• _Goal_:
Below is a listing to transcribe in full and exactly; keep the pictures out.

•••••

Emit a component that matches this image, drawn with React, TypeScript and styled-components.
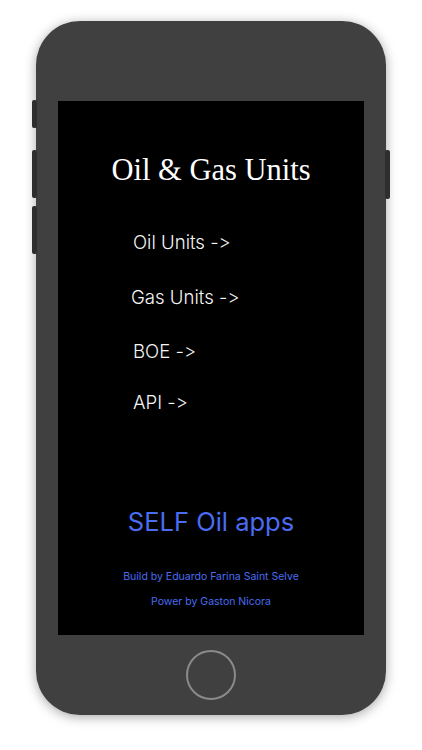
import React from "react";
import styled, { createGlobalStyle } from "styled-components";

const Global = createGlobalStyle`
  html, body { margin: 0; padding: 0; background: #ffffff; }
  body { width: 422px; height: 750px; overflow: hidden; }
`;

const Page = styled.div`
  width: 422px;
  height: 750px;
  display: flex;
  justify-content: center;
  padding-top: 21px;
  box-sizing: border-box;
`;

const Phone = styled.div`
  position: relative;
  width: 350px;
  height: 694px;
  background: #404040;
  border-radius: 44px;
  box-shadow: 0 2px 12px rgba(0, 0, 0, 0.35);
  display: flex;
  flex-direction: column;
  align-items: center;
  padding-top: 80px;
  box-sizing: border-box;
`;

const SideButton = styled.div<{ $side: "left" | "right"; $top: number; $h: number }>`
  position: absolute;
  ${(p) => (p.$side === "left" ? "left: -4px;" : "right: -4px;")}
  top: ${(p) => p.$top}px;
  width: 5px;
  height: ${(p) => p.$h}px;
  background: #2e2e2e;
  border-radius: 2px;
`;

const Screen = styled.div`
  width: 306px;
  height: 534px;
  background: #000;
  display: flex;
  flex-direction: column;
  align-items: stretch;
  box-sizing: border-box;
  padding-top: 52px;
`;

const Title = styled.div`
  font-family: "Liberation Serif", "DejaVu Serif", serif;
  color: #fff;
  font-size: 30.5px;
  text-align: center;
  height: 34px;
  line-height: 34px;
`;

const Menu = styled.div`
  display: flex;
  flex-direction: column;
  margin-top: 44px;
`;

const MenuItem = styled.div<{ $x: number; $h: number }>`
  font-family: Inter, "Open Sans", sans-serif;
  font-weight: 300;
  font-variant-ligatures: none;
  font-feature-settings: "calt" 0, "liga" 0;
  color: #f6f6f6;
  font-size: 18.6px;
  height: ${(p) => p.$h}px;
  line-height: 22px;
  padding-left: ${(p) => p.$x}px;
`;

const Brand = styled.div`
  margin-top: 94px;
  font-family: Inter, "Open Sans", sans-serif;
  color: #4a6cf2;
  font-size: 25.5px;
  text-align: center;
  line-height: 30px;
`;

const Credit = styled.div<{ $mt: number }>`
  margin-top: ${(p) => p.$mt}px;
  font-family: Inter, "Open Sans", sans-serif;
  color: #4a6cf2;
  font-size: 10.5px;
  text-align: center;
  line-height: 14px;
`;

const HomeArea = styled.div`
  flex: 1;
  display: flex;
  align-items: center;
  justify-content: center;
`;

const HomeButton = styled.div`
  width: 46px;
  height: 46px;
  border-radius: 50%;
  border: 2px solid #8a8a8a;
`;

export default function App() {
  return (
    <>
      <Global />
      <Page>
        <Phone>
          <SideButton $side="left" $top={79} $h={28} />
          <SideButton $side="left" $top={129} $h={48} />
          <SideButton $side="left" $top={185} $h={48} />
          <SideButton $side="right" $top={129} $h={49} />
          <Screen>
            <Title>Oil &amp; Gas Units</Title>
            <Menu>
              <MenuItem $x={75} $h={55}>Oil Units -&gt;</MenuItem>
              <MenuItem $x={73} $h={54}>Gas Units -&gt;</MenuItem>
              <MenuItem $x={75} $h={51}>BOE -&gt;</MenuItem>
              <MenuItem $x={75} $h={22}>API -&gt;</MenuItem>
            </Menu>
            <Brand>SELF Oil apps</Brand>
            <Credit $mt={33}>Build by Eduardo Farina Saint Selve</Credit>
            <Credit $mt={11}>Power by Gaston Nicora</Credit>
          </Screen>
          <HomeArea>
            <HomeButton />
          </HomeArea>
        </Phone>
      </Page>
    </>
  );
}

•••••

• _Task response_:
Emit a component that matches this image, drawn with React, TypeScript and styled-components.
import React from "react";
import styled, { createGlobalStyle } from "styled-components";

const Global = createGlobalStyle`
  html, body { margin: 0; padding: 0; background: #ffffff; }
  body { width: 422px; height: 750px; overflow: hidden; }
`;

const Page = styled.div`
  width: 422px;
  height: 750px;
  display: flex;
  justify-content: center;
  padding-top: 21px;
  box-sizing: border-box;
`;

const Phone = styled.div`
  position: relative;
  width: 350px;
  height: 694px;
  background: #404040;
  border-radius: 44px;
  box-shadow: 0 2px 12px rgba(0, 0, 0, 0.35);
  display: flex;
  flex-direction: column;
  align-items: center;
  padding-top: 80px;
  box-sizing: border-box;
`;

const SideButton = styled.div<{ $side: "left" | "right"; $top: number; $h: number }>`
  position: absolute;
  ${(p) => (p.$side === "left" ? "left: -4px;" : "right: -4px;")}
  top: ${(p) => p.$top}px;
  width: 5px;
  height: ${(p) => p.$h}px;
  background: #2e2e2e;
  border-radius: 2px;
`;

const Screen = styled.div`
  width: 306px;
  height: 534px;
  background: #000;
  display: flex;
  flex-direction: column;
  align-items: stretch;
  box-sizing: border-box;
  padding-top: 52px;
`;

const Title = styled.div`
  font-family: "Liberation Serif", "DejaVu Serif", serif;
  color: #fff;
  font-size: 30.5px;
  text-align: center;
  height: 34px;
  line-height: 34px;
`;

const Menu = styled.div`
  display: flex;
  flex-direction: column;
  margin-top: 44px;
`;

const MenuItem = styled.div<{ $x: number; $h: number }>`
  font-family: Inter, "Open Sans", sans-serif;
  font-weight: 300;
  font-variant-ligatures: none;
  font-feature-settings: "calt" 0, "liga" 0;
  color: #f6f6f6;
  font-size: 18.6px;
  height: ${(p) => p.$h}px;
  line-height: 22px;
  padding-left: ${(p) => p.$x}px;
`;

const Brand = styled.div`
  margin-top: 94px;
  font-family: Inter, "Open Sans", sans-serif;
  color: #4a6cf2;
  font-size: 25.5px;
  text-align: center;
  line-height: 30px;
`;

const Credit = styled.div<{ $mt: number }>`
  margin-top: ${(p) => p.$mt}px;
  font-family: Inter, "Open Sans", sans-serif;
  color: #4a6cf2;
  font-size: 10.5px;
  text-align: center;
  line-height: 14px;
`;

const HomeArea = styled.div`
  flex: 1;
  display: flex;
  align-items: center;
  justify-content: center;
`;

const HomeButton = styled.div`
  width: 46px;
  height: 46px;
  border-radius: 50%;
  border: 2px solid #8a8a8a;
`;

export default function App() {
  return (
    <>
      <Global />
      <Page>
        <Phone>
          <SideButton $side="left" $top={79} $h={28} />
          <SideButton $side="left" $top={129} $h={48} />
          <SideButton $side="left" $top={185} $h={48} />
          <SideButton $side="right" $top={129} $h={49} />
          <Screen>
            <Title>Oil &amp; Gas Units</Title>
            <Menu>
              <MenuItem $x={75} $h={55}>Oil Units -&gt;</MenuItem>
              <MenuItem $x={73} $h={54}>Gas Units -&gt;</MenuItem>
              <MenuItem $x={75} $h={51}>BOE -&gt;</MenuItem>
              <MenuItem $x={75} $h={22}>API -&gt;</MenuItem>
            </Menu>
            <Brand>SELF Oil apps</Brand>
            <Credit $mt={33}>Build by Eduardo Farina Saint Selve</Credit>
            <Credit $mt={11}>Power by Gaston Nicora</Credit>
          </Screen>
          <HomeArea>
            <HomeButton />
          </HomeArea>
        </Phone>
      </Page>
    </>
  );
}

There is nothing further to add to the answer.